Doch während in den bekannten Ölstaaten am Golf das schwarze Gold meist aus der Erde sprudelt, muss in Kanada mühsam gebaggert werden. Anders als das herkömmliche Rohöl ist der ölige Sand eine Mischung aus Bitumen, Sand, Wasser und Lehm. Riesige Maschinen holen das Gemisch aus der Erde. Aus einer Tonne Ölsand gewinnen die kanadischen Ölbarone etwa 80 Liter Rohöl.

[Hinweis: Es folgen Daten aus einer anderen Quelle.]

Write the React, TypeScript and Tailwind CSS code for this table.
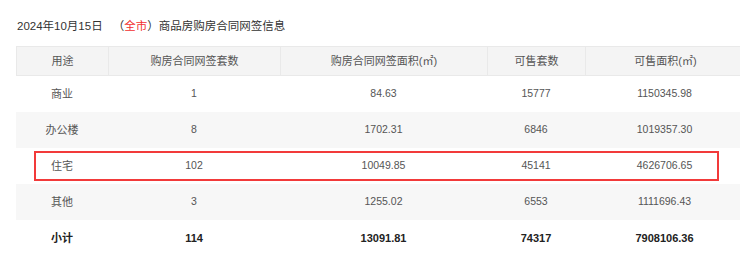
import React from "react";

const rows = [
  ["商业", "1", "84.63", "15777", "1150345.98"],
  ["办公楼", "8", "1702.31", "6846", "1019357.30"],
  ["住宅", "102", "10049.85", "45141", "4626706.65"],
  ["其他", "3", "1255.02", "6553", "1111696.43"],
];
const total = ["小计", "114", "13091.81", "74317", "7908106.36"];
const widths = ["w-[92px]", "w-[172px]", "w-[207px]", "w-[98px]", "w-[159px]"];
const heads = ["用途", "购房合同网签套数", "购房合同网签面积(㎡)", "可售套数", "可售面积(㎡)"];

export default function App() {
  return (
    <div
      className="w-[740px] h-[266px] overflow-hidden bg-white text-[#333]"
      style={{ fontFamily: '"Liberation Sans", "Noto Sans CJK SC", sans-serif' }}
    >
      <div className="pl-[17px] pt-[18px] h-[46px] text-[11.5px] leading-[16px] text-[#333]">
        <span>2024年10月15日</span>
        <span className="ml-[10px]">（</span>
        <span className="text-[#f23030]">全市</span>
        <span>）商品房购房合同网签信息</span>
      </div>
      <div className="relative ml-[16px] w-[728px]">
        <div className="flex h-[30px] bg-[#f4f4f4] border border-[#e9e9e9] text-[11px] text-[#555]">
          {heads.map((h, i) => (
            <div
              key={i}
              className={`${widths[i]} shrink-0 flex items-center justify-center ${i < 4 ? "border-r border-[#e9e9e9]" : ""}`}
            >
              {h}
            </div>
          ))}
        </div>
        {rows.map((r, ri) => (
          <div
            key={ri}
            className={`flex h-[36px] text-[#555] ${ri % 2 === 1 ? "bg-[#f7f7f7]" : "bg-white"}`}
          >
            {r.map((c, i) => (
              <div
                key={i}
                className={`${widths[i]} shrink-0 flex items-center justify-center ${i === 0 ? "text-[11px]" : "text-[10.5px]"}`}
              >
                {c}
              </div>
            ))}
          </div>
        ))}
        <div className="flex h-[36px] font-bold text-[#222]">
          {total.map((c, i) => (
            <div
              key={i}
              className={`${widths[i]} shrink-0 flex items-center justify-center ${i === 0 ? "text-[11px]" : "text-[11px]"}`}
            >
              {c}
            </div>
          ))}
        </div>
        <div className="absolute left-[18px] top-[105px] w-[685px] h-[30px] border-2 border-[#f23a3a]" />
      </div>
    </div>
  );
}
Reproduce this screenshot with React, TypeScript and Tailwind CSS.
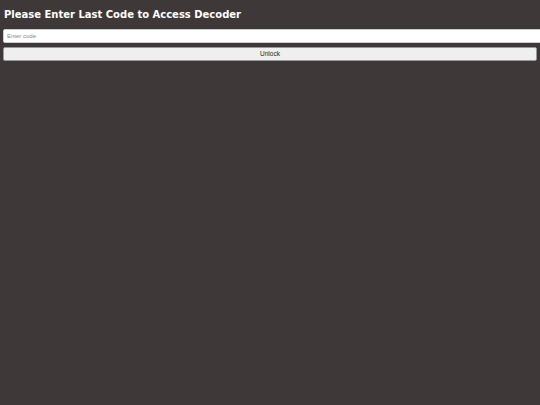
export default function App() {
  return (
    <div className="min-h-screen bg-[#3e3838] px-[3px] pt-[7px] font-['DejaVu_Sans',sans-serif] overflow-hidden">
      <h1 className="text-[10px] font-bold text-white leading-[16px] pl-[1px]">
        Please Enter Last Code to Access Decoder
      </h1>
      <div className="mt-[6px] flex flex-col">
        <input
          type="text"
          placeholder="Enter code"
          className="box-content w-full h-[12px] px-[3px] bg-white border border-[#ccc] rounded-[2px] text-[6px] font-['Liberation_Sans',sans-serif] placeholder:text-[#888] outline-none"
        />
        <button className="mt-[4px] w-full h-[14px] bg-[#efefef] border border-[#999] rounded-[2px] text-[6.5px] text-[#222] font-['Liberation_Sans',sans-serif]">
          Unlock
        </button>
      </div>
    </div>
  );
}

Das schwarze Gold von Fort McMurray deckt derzeit etwa ein Viertel des Ölverbrauchs der Kanadier und hat die Provinz Alberta zu einer der wohlhabendsten des Landes gemacht. Kurzfristig ist der Ölsand also ein glänzendes Geschäft. Doch nur ein Fünftel der Ölsandvorräte lassen sich so gewinnen. Wegen des hohen Verbrauchs an Wasser und Erdgas bei der In-situ-Methode ist es fraglich, wie stark die Ölkonzerne auch langfristig auf Treibstoff aus kanadischem Ölsand setzen werden. Und niemand weiss genau, ob die abbaubaren Vorkommen in Alberta am Ende tatsächlich mehr als jene 180 Milliarden Barrel Öl betragen, von denen die Experten heute im Minimum ausgehen. Diese Menge würde zwar dem weltweiten Bedarf von fast sechs Jahren entsprechen. Aber die absehbare Rohölknappheit kann der kanadische Ölsand auf Dauer auch nicht aufhalten.

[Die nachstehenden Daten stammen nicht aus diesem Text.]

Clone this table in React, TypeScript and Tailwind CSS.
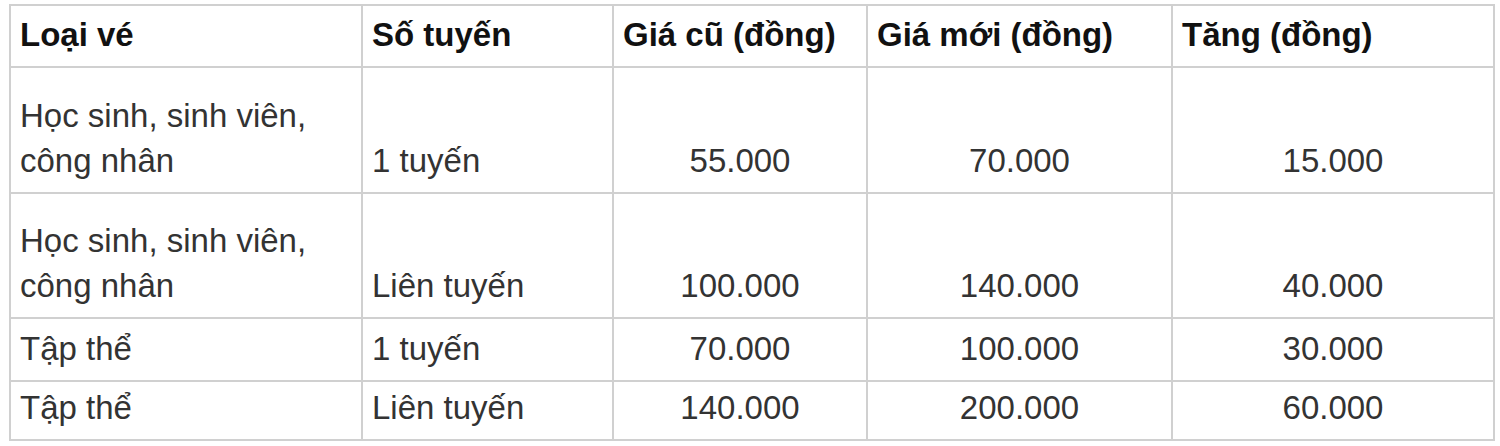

Die Hoffnungen auf die Ergiebigkeit kanadischen Ölsands basieren jedoch nach wie vor auf vielen ungelösten Problemen. Bereits vor 30 Jahren wurde in Australien die Förderung von Öl aus Schiefer ebenso euphorisch gefeiert wie heute die kanadischen Ölsandträume. Allerdings konnten die technischen Probleme nie gelöst werden, und die grösste Fördergesellschaft, die Southern Pacific Petroleum, kollabierte vor mittlerweile zwei Jahren. Obwohl bis zu 26 Milliarden Barrel Öl im australischen Schiefer stecken sollen, wagt es bis heute niemand mehr, in diese unsicheren Hoffnungen zu investieren.